Pilotprojet in Hessen - Finanzamt erstellt Steuererklärung

  • Du machst ein Sabatical und reist zwei Jahre durch die Welt. Dabei willst Du von Katmandu aus keine Einkommensteuererklärung einreichen und nimmst in Kauf, dass du irgendwie abgemahnt wirst, vielleicht auch Verzugszinsen zahlen musst. Das holst du dann nach Deiner Reise nach - einschließlich der Angabe Deiner Miteinnahmen. Stattdessen läuft jetzt die automatische Einkommensteuererklärung, die auch automatisch zum Bescheid wird. Später wird festgestellt, dass Du Mieteinnahmen hast und dann fangen die Mühlen von unabhängigen anderen Abteilungen an zu arbeiten und den falschen Bescheid abzuarbeiten. Nach Deiner Rückkehr findest du in deinem Briefkasten eine Vorladung vom Gericht wegen Steuerbetrug.

    Also wurde im Szenario nicht sichergestellt, dass Post einen erreicht (als Vermieter suboptimal) oder es wurde nicht reagiert.

    Also, da sehe ich den Fehler nicht beim hessischen Finanzamt. ?(

  • andiii_98

    Die Einkünfte von Steuerpflichtigen sind so vielfältig, wie man sich nur vorstellen kann. Wer Mieteinnahmen erzielt, kriegt keinen automatischen Bescheid. Weder heute, morgen, noch in 30 Jahren. Die Höhe der Einkünfte ist zwingend durch den Steuerpflichtigen zu ermitteln. Wer verschweigt, dass er Mieteinnahmen hat (und dann einen automatischen Steuerbescheid bekommt, der bewegt sich mindestens mit einem Bein bei versuchter Steuerhinterziehung. Wer sich 2 Jahre im Ausland aufhält, obwohl er in Deutschland eine Steuererklärung einreichen muss, kommt seiner Verpflichtung nicht nach. Wenn die Meldeadresse bestehen bleibt, muss man sicher stellen, dass einen die Post erreicht.

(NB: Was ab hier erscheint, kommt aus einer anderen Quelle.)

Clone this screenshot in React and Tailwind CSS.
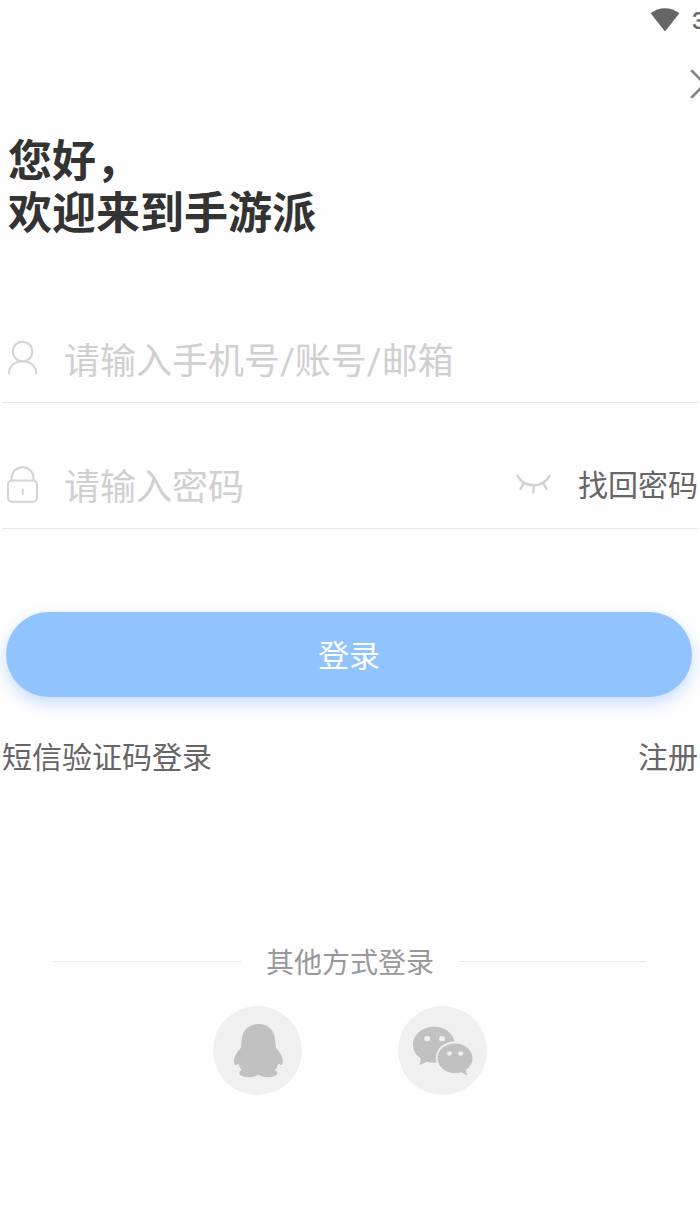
import React from "react";

const WifiIcon = () => (
  <svg className="h-6 w-[30px] shrink-0" viewBox="0 0 30 24" fill="#666666">
    <path d="M15 23.4 0.6 5.3C4.8 2 9.8 0.2 15 0.2s10.2 1.8 14.4 5.1L15 23.4Z" />
  </svg>
);

const CloseIcon = () => (
  <svg className="h-[30px] w-[30px] shrink-0" viewBox="0 0 30 30" fill="none" stroke="#888888" strokeWidth="2.8" strokeLinecap="round">
    <path d="M2 2 28 28M28 2 2 28" />
  </svg>
);

const UserIcon = () => (
  <svg className="h-9 w-8 shrink-0" viewBox="0 0 32 36" fill="none" stroke="#d4d4d4" strokeWidth="2" strokeLinecap="round">
    <circle cx="16.6" cy="11.5" r="9.8" />
    <path d="M3 33.3C3 26 9 21.2 16.6 21.2S30.2 26 30.2 33.3" />
  </svg>
);

const LockIcon = () => (
  <svg className="h-[38px] w-8 shrink-0" viewBox="0 0 32 38" fill="none" stroke="#d4d4d4" strokeWidth="2" strokeLinecap="round">
    <rect x="2" y="15.5" width="29" height="21.3" rx="4" />
    <path d="M5.6 15.5V13C5.6 6.5 10.4 2.2 16.5 2.2S27.4 6.5 27.4 13v2.5" />
    <path d="M16.8 24.8v4" />
  </svg>
);

const EyeClosedIcon = () => (
  <svg className="h-5 w-9 shrink-0" viewBox="0 0 36 20" fill="none" stroke="#d2d2d2" strokeWidth="2.4" strokeLinecap="round">
    <path d="M1.5 1.8C5 7.8 10.5 11.3 17.5 11.3S30 7.8 33.7 1.8" />
    <path d="M7.6 9.5 4.5 14.8M17.5 11.5v7M27.4 9.5l3.1 5.3" />
  </svg>
);

const QQIcon = () => (
  <svg className="h-[89px] w-[89px]" viewBox="0 0 89 89">
    <circle cx="44.5" cy="44.5" r="44.5" fill="#f0f0f0" />
    <g fill="#c1c1c1">
      <path d="M45.4 18C36 18 29.6 24 28.9 33L27.8 42C23.2 46.5 20.6 52 20.9 56.5c.2 1.6.9 2.5 1.8 2.5 1.1 0 1.8-.7 2.7-1.8.6 2.800 2 5.300 3.800 7.300L45.400 69l16.200-4.500c1.800-2 3.200-4.500 3.800-7.300.9 1.100 1.600 1.800 2.700 1.800.9 0 1.600-.9 1.800-2.500.3-4.500-2.300-10-6.900-14.500L61.900 33C61.200 24 54.800 18 45.400 18Z" />
      <ellipse cx="35.8" cy="67" rx="9.600" ry="4.300" />
      <ellipse cx="54.900" cy="67" rx="9.600" ry="4.300" />
    </g>
  </svg>
);

const WeChatIcon = () => (
  <svg className="h-[89px] w-[89px]" viewBox="0 0 89 89">
    <circle cx="44.5" cy="44.5" r="44.5" fill="#f0f0f0" />
    <path d="M36 20.8c-11.7 0-21 8-21 18 0 5.6 3 10.5 7.8 13.8L21.5 59.2l7.300-3.500c2.300.6 4.700 1 7.200 1 11.700 0 21-8 21-17.900s-9.300-18-21-18Z" fill="#c1c1c1" />
    <ellipse cx="57" cy="52.2" rx="19.2" ry="16.8" fill="#f0f0f0" />
    <path d="M57 37.4c-9.7 0-17.5 6.600-17.5 14.900S47.300 67.200 57 67.200c2.100 0 4.200-.3 6.100-.9l5.900 3-1.200-5.300c4.200-2.700 6.700-6.900 6.700-11.700 0-8.300-7.800-14.900-17.500-14.900Z" fill="#c1c1c1" />
    <g fill="#f0f0f0">
      <ellipse cx="29.2" cy="32.7" rx="3" ry="2.6" />
      <ellipse cx="44" cy="32.7" rx="3" ry="2.6" />
      <ellipse cx="51.5" cy="47.5" rx="2.5" ry="2.2" />
      <ellipse cx="62.7" cy="47.5" rx="2.5" ry="2.2" />
    </g>
  </svg>
);

const App = () => {
  return (
    <div className="h-[1230px] w-[700px] overflow-hidden bg-[#fefefe] font-['Roboto','Noto_Sans_CJK_SC',sans-serif] text-[#666666]">
      {/* Status bar */}
      <div className="flex h-10 items-center pl-[650px]">
        <WifiIcon />
        <span className="ml-3 pt-0.5 text-2xl font-medium">3</span>
      </div>

      <div className="flex h-[88px] items-center pl-[690px]">
        <CloseIcon />
      </div>

      <h1 className="mt-2 pl-2 text-[44px] leading-[52px] font-bold text-[#333333]">
        您好，
        <br />
        欢迎来到手游派
      </h1>

      {/* Login form */}
      <div className="mx-0.5 mt-[77px]">
        <div className="flex h-[86px] items-center border-b border-[#e8e8e8] pb-1 pl-1">
          <UserIcon />
          <span className="ml-[26px] pt-2 text-4xl text-[#d0d0d0]">请输入手机号/账号/邮箱</span>
        </div>
        <div className="mt-10 flex h-[86px] items-center border-b border-[#e8e8e8] pb-1 pl-1">
          <LockIcon />
          <span className="ml-[26px] pt-2 text-4xl text-[#d0d0d0]">请输入密码</span>
          <span className="ml-auto">
            <EyeClosedIcon />
          </span>
          <span className="ml-[26px] pt-1 text-[30px]">找回密码</span>
        </div>
      </div>

      <button className="mt-[83px] ml-1.5 flex h-[85px] w-[686px] items-center justify-center rounded-full bg-[#91c4ff] pt-[5px] text-[31px] text-white shadow-[0_6px_16px_rgba(130,180,255,0.45)]">
        登录
      </button>

      <div className="mx-0.5 mt-[38px] flex justify-between text-[30px] leading-[46px]">
        <span>短信验证码登录</span>
        <span>注册</span>
      </div>

      {/* Other sign-in methods */}
      <div className="mt-[159px] flex items-center justify-center px-[54px]">
        <span className="h-px flex-1 bg-[#e8e8e8]" />
        <span className="px-[25px] pt-[5px] text-[28px] leading-[37px] text-[#999999]">其他方式登录</span>
        <span className="h-px flex-1 bg-[#e8e8e8]" />
      </div>

      <div className="mt-6 flex justify-center gap-24">
        <QQIcon />
        <WeChatIcon />
      </div>
    </div>
  );
};

export default App;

    Es gibt genügend Leute mit ausländischen Einkünften, bei denen entweder die Einkünfte nur vage übermittelt werden oder erst verspätet. Würde man zb einem Steuerpflichtigen einen automatischen Bescheid schicken, bei dem diese ausländischen Einkünfte fehlen und es zu einer Erstattumg käme, läuft man als Fiskus dem Geld hinterher. Darauf hat der Fiskus aus nachvollziehbaren Gründen keine Lust. Unfair ist das nicht.

    Und Rentner, die ansonsten einen dicken Verspätungszuschlag bekämen,sind doch mit dem automatischen Steuerbescheid gut bedient.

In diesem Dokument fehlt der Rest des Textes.